**Short problem**:
Only the lines from the start of the data through the line containing "ShieldCheck, UserRound, X" should be written out, exactly as they are, with both ends included and the pictures left out.

+ + + + + + +

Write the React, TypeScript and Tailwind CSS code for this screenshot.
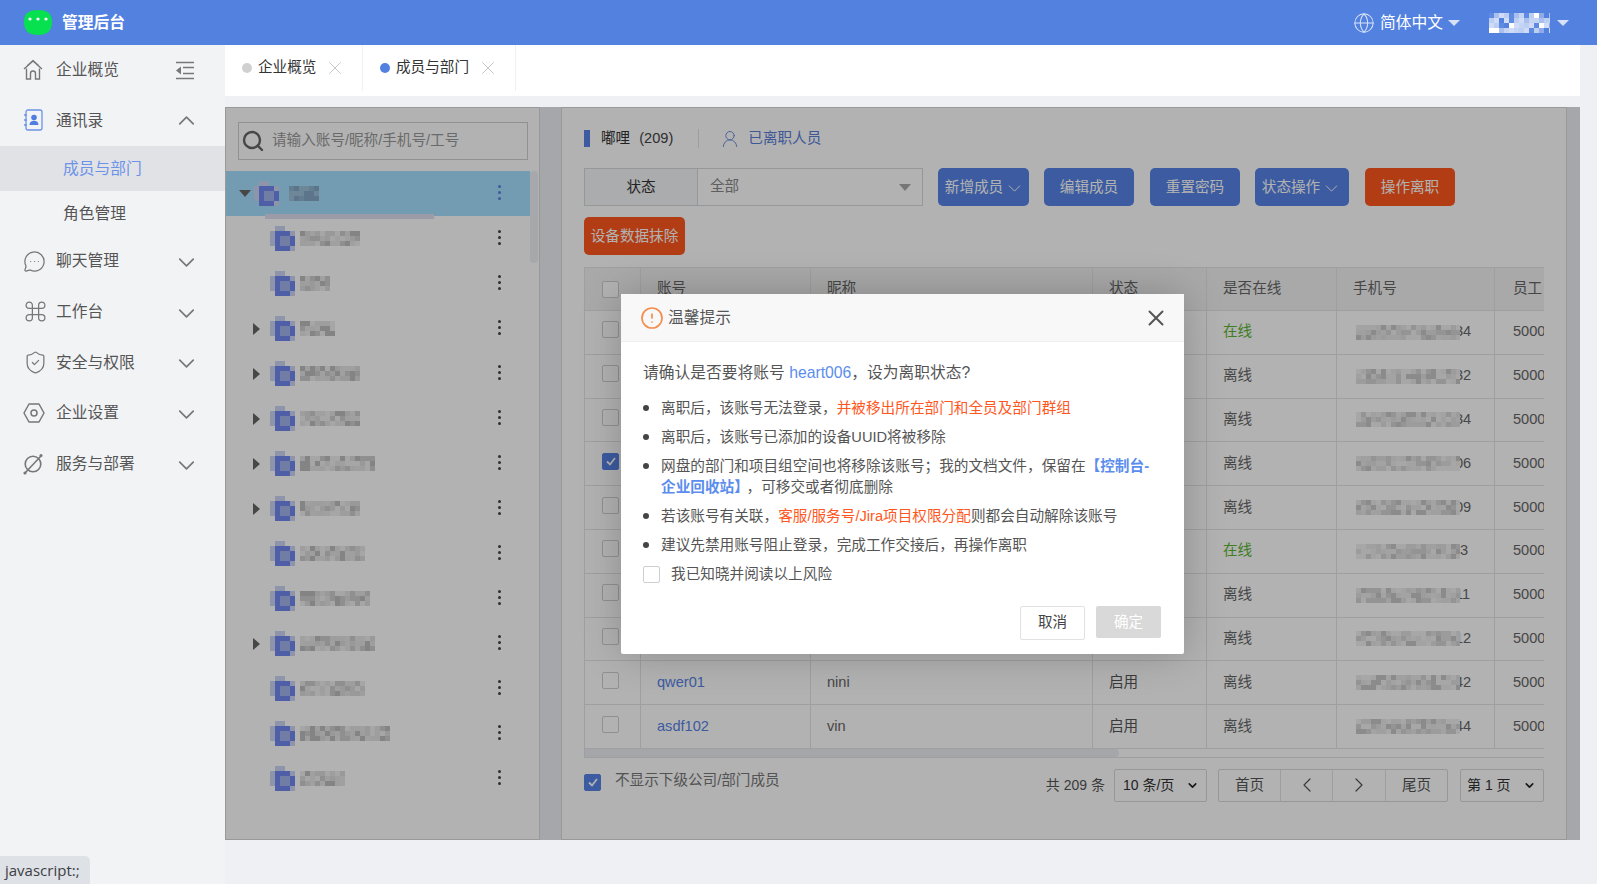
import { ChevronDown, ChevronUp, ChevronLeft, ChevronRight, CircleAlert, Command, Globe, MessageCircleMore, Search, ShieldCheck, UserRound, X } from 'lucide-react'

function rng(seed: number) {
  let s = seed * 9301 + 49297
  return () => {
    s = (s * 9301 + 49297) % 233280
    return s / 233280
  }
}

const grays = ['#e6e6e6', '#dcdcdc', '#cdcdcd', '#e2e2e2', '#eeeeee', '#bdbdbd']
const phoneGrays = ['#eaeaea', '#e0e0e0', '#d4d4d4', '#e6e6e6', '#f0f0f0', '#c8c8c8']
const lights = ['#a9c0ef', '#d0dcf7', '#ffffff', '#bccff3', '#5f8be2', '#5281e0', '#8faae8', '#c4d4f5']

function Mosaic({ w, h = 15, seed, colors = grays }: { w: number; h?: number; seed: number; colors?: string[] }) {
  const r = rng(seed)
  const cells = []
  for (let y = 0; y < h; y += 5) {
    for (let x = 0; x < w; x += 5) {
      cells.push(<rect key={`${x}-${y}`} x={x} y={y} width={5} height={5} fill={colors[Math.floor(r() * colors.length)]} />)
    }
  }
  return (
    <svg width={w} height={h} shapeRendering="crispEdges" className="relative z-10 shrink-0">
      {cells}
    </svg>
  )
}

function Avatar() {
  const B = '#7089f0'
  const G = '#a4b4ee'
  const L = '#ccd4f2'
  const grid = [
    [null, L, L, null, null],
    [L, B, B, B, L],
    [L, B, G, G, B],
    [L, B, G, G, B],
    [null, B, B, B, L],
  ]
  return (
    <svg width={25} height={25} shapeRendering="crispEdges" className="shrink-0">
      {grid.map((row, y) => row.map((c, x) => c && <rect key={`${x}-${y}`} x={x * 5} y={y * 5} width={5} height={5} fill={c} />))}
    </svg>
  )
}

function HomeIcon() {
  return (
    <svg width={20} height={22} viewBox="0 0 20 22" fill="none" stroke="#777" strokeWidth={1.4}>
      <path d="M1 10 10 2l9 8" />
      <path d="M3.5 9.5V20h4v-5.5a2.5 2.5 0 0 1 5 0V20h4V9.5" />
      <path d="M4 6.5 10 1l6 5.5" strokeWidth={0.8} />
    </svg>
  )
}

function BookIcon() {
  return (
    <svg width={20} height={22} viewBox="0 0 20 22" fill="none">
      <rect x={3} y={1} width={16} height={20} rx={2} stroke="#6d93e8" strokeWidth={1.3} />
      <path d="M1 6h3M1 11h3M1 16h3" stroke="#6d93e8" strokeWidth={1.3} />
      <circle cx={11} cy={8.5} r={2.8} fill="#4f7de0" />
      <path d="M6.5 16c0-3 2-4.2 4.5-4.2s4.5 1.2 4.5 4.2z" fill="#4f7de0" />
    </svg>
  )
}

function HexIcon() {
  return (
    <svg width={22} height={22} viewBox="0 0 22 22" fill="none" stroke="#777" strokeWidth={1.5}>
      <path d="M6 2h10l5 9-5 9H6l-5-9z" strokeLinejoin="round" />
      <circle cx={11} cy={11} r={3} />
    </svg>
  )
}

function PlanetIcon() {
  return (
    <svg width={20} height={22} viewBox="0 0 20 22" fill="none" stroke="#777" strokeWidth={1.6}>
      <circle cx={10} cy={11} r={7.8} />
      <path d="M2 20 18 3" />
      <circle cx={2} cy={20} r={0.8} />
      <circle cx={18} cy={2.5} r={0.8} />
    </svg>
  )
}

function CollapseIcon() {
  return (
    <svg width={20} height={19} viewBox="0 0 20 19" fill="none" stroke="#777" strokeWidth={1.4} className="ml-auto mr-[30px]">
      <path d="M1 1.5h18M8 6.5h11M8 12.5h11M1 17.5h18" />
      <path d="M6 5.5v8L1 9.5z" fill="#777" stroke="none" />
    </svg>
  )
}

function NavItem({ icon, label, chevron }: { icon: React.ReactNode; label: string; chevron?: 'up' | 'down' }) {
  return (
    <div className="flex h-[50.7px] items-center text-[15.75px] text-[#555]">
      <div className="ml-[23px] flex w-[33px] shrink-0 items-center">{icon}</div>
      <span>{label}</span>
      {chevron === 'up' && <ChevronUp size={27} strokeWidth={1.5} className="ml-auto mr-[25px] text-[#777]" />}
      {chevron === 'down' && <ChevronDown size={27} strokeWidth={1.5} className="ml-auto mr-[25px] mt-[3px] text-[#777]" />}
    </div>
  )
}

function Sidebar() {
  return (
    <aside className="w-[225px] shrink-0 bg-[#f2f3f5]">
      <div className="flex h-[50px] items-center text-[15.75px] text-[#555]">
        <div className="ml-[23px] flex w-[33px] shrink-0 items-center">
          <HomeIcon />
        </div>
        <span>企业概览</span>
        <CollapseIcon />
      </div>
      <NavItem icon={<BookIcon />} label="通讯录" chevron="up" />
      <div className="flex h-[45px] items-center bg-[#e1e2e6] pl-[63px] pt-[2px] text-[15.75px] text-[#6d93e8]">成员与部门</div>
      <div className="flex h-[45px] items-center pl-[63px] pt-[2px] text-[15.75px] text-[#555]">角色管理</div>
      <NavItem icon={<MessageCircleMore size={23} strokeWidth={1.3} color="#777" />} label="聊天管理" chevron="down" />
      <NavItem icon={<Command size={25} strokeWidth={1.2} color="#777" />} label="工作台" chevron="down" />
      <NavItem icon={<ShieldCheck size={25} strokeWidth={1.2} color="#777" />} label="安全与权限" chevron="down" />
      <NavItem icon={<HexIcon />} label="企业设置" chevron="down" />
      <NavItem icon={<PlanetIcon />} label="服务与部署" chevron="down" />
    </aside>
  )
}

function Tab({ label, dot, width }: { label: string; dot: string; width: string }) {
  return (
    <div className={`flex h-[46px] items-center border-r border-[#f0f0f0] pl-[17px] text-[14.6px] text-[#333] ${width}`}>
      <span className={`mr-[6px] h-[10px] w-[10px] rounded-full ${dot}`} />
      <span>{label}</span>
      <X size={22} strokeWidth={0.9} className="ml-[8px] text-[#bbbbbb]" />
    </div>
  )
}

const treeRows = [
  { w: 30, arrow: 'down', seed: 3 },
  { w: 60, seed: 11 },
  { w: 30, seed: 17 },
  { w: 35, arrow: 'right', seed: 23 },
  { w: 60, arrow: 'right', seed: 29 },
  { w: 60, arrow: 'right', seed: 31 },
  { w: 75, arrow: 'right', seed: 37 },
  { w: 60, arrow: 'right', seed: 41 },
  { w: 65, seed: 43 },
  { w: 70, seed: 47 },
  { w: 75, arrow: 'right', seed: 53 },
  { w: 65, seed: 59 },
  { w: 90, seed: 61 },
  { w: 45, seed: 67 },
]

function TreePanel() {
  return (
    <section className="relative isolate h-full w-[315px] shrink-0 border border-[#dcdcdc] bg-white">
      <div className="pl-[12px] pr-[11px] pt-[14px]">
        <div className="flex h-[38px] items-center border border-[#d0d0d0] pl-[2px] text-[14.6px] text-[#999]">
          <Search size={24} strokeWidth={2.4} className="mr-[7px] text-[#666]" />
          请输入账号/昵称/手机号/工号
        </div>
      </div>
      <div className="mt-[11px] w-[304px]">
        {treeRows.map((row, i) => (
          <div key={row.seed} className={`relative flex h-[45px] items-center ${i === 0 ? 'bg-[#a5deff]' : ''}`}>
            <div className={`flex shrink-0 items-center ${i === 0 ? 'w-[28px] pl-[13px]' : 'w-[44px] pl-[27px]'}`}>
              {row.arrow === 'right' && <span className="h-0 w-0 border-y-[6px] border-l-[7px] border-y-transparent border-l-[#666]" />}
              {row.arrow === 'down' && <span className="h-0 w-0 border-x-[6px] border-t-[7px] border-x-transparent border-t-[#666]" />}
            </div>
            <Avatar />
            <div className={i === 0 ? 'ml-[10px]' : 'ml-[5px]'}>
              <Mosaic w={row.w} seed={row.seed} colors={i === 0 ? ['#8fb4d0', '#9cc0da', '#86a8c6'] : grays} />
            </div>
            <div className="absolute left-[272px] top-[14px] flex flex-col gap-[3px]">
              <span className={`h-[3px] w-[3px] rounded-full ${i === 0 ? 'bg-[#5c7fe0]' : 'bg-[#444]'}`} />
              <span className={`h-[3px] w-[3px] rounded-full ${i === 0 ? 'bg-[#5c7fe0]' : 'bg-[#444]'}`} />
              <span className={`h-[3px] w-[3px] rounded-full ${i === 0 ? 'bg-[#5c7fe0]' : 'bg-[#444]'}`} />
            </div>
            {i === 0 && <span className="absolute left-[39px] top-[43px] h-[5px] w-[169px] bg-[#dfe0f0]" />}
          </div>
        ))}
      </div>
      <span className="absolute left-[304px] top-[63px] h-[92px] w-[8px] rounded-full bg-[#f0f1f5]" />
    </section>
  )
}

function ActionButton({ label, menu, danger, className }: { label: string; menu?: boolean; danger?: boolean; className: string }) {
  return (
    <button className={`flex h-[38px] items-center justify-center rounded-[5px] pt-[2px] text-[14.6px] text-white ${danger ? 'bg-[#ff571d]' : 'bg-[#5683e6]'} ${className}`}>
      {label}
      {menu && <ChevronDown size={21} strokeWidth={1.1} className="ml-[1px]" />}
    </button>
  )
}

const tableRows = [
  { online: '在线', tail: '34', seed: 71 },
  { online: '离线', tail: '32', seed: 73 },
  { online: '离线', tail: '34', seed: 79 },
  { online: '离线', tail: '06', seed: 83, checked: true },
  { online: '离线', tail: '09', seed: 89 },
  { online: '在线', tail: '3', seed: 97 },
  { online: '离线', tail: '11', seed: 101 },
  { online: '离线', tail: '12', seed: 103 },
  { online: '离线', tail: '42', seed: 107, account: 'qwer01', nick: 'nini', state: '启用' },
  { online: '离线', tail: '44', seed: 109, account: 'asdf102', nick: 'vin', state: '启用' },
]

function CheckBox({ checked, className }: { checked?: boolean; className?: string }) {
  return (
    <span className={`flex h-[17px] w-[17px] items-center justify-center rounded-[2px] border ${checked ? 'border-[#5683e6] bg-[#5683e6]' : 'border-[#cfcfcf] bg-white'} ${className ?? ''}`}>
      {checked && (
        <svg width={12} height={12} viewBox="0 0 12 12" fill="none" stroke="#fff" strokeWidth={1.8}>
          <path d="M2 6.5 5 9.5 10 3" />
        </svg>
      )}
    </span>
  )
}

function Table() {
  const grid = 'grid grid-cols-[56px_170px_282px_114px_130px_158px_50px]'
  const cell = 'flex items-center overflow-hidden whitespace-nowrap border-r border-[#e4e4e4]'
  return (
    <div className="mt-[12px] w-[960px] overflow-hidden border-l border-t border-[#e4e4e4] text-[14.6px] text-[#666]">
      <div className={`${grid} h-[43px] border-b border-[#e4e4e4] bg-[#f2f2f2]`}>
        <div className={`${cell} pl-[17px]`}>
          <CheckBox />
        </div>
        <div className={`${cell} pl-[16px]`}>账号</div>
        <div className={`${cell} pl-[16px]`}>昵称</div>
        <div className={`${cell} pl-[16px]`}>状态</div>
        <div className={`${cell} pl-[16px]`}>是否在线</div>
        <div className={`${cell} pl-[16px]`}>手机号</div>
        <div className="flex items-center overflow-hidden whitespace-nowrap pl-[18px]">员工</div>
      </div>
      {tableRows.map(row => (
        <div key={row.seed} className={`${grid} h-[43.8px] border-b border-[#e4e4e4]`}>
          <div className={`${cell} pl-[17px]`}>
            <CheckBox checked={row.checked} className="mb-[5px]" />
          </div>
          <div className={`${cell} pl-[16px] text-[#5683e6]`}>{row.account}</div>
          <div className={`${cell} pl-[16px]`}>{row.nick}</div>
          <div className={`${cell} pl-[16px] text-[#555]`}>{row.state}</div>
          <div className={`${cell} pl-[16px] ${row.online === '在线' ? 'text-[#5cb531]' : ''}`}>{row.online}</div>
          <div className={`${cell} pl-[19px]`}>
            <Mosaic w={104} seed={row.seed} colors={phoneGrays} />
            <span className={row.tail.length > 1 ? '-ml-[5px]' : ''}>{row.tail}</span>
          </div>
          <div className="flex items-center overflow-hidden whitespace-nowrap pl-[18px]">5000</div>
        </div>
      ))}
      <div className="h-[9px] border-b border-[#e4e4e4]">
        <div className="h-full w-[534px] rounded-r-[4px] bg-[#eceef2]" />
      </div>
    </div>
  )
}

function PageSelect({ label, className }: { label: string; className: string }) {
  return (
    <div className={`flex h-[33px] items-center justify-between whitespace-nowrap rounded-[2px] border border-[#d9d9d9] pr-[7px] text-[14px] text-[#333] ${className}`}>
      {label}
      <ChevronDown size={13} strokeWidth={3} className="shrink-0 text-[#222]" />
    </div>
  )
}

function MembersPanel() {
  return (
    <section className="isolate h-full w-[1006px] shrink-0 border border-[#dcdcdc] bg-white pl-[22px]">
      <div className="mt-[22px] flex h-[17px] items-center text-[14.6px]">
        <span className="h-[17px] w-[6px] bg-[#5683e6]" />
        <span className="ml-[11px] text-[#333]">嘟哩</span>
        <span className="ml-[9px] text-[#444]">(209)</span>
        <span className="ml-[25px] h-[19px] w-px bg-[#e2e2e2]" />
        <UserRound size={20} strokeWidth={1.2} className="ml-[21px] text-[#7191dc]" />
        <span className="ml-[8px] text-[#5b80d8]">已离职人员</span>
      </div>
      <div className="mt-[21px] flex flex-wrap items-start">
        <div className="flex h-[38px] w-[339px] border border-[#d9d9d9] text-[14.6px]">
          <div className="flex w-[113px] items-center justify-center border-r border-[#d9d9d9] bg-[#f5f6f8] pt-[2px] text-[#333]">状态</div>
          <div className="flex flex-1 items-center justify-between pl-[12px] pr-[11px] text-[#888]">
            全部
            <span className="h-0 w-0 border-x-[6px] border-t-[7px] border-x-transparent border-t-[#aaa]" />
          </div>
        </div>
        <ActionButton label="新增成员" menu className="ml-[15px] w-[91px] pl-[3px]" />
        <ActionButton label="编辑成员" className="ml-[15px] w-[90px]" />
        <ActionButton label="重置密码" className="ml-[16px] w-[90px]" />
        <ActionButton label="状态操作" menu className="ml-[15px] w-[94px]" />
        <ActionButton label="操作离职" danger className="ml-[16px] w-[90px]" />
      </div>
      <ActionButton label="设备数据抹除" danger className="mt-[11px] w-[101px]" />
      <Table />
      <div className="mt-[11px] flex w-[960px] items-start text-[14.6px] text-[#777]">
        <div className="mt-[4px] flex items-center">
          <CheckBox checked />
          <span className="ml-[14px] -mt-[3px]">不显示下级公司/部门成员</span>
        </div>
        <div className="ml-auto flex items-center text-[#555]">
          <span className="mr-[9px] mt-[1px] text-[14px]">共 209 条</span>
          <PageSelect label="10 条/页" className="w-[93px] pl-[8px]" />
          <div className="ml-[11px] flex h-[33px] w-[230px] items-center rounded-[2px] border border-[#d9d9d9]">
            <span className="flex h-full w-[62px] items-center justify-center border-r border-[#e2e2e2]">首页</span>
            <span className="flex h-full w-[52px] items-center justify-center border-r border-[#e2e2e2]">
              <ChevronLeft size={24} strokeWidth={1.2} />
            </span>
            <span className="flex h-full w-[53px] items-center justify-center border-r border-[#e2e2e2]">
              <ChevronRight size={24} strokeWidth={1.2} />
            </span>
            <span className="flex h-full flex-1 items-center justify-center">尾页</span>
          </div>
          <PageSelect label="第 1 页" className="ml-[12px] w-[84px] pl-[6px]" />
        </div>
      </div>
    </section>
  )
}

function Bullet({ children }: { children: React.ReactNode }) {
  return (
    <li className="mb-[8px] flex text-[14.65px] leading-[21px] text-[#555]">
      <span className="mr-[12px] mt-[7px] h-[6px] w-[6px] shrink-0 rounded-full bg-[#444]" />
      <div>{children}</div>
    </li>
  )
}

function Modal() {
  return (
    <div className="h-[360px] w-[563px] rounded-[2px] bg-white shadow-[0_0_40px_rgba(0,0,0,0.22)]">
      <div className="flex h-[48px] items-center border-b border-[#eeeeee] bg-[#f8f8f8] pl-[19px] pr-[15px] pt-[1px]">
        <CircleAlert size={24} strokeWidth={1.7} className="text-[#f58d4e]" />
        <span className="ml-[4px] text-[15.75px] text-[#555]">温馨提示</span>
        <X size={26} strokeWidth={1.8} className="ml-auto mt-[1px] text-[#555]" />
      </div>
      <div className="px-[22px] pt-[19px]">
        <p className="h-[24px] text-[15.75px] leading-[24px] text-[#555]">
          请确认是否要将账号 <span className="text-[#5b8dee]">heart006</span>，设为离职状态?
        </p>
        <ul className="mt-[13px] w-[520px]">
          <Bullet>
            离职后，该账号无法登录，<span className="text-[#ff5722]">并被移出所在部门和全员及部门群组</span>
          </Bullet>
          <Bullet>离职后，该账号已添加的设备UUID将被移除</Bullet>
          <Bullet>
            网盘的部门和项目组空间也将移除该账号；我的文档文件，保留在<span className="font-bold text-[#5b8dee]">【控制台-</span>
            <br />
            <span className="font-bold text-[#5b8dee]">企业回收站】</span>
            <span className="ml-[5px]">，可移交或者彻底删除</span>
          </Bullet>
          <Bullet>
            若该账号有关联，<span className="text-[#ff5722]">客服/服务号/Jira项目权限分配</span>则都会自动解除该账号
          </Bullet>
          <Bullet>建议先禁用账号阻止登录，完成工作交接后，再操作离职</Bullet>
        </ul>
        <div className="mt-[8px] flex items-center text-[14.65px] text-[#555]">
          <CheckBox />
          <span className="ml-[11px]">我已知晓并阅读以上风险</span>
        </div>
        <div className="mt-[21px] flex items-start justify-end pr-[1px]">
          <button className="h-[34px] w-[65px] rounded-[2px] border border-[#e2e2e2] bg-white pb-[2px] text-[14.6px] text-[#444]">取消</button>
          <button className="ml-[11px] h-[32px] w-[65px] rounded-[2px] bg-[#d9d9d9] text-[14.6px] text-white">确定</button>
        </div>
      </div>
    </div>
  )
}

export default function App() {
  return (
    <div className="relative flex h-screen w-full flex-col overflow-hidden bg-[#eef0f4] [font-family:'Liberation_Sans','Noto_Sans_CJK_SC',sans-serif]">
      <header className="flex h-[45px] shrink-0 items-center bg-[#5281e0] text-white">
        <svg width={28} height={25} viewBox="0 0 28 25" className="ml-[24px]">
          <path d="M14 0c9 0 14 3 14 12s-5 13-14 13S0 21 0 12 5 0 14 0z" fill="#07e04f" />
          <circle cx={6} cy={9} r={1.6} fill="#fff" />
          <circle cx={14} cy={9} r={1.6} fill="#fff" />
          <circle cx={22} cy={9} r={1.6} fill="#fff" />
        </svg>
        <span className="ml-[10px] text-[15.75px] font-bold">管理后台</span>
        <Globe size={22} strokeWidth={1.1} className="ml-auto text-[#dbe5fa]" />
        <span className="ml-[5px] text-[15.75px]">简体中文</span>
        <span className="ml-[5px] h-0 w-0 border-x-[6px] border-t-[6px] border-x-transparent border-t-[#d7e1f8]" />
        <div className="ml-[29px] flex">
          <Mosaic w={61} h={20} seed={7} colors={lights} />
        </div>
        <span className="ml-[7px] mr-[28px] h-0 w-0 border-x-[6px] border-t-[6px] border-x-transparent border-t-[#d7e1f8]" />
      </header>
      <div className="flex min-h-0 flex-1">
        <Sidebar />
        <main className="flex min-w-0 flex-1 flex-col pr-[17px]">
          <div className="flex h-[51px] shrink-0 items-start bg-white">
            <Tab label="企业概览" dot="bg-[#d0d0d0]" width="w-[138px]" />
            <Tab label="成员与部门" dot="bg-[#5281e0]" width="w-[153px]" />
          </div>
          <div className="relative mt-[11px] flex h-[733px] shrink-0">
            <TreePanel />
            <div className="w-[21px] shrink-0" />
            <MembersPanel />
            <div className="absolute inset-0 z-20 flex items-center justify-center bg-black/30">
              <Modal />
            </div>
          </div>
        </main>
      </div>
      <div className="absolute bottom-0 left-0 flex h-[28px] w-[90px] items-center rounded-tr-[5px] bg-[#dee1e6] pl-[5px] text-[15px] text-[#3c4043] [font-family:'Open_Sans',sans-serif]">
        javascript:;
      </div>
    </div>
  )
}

+ + + + + + +

**Result**:
Write the React, TypeScript and Tailwind CSS code for this screenshot.
import { ChevronDown, ChevronUp, ChevronLeft, ChevronRight, CircleAlert, Command, Globe, MessageCircleMore, Search, ShieldCheck, UserRound, X } from 'lucide-react'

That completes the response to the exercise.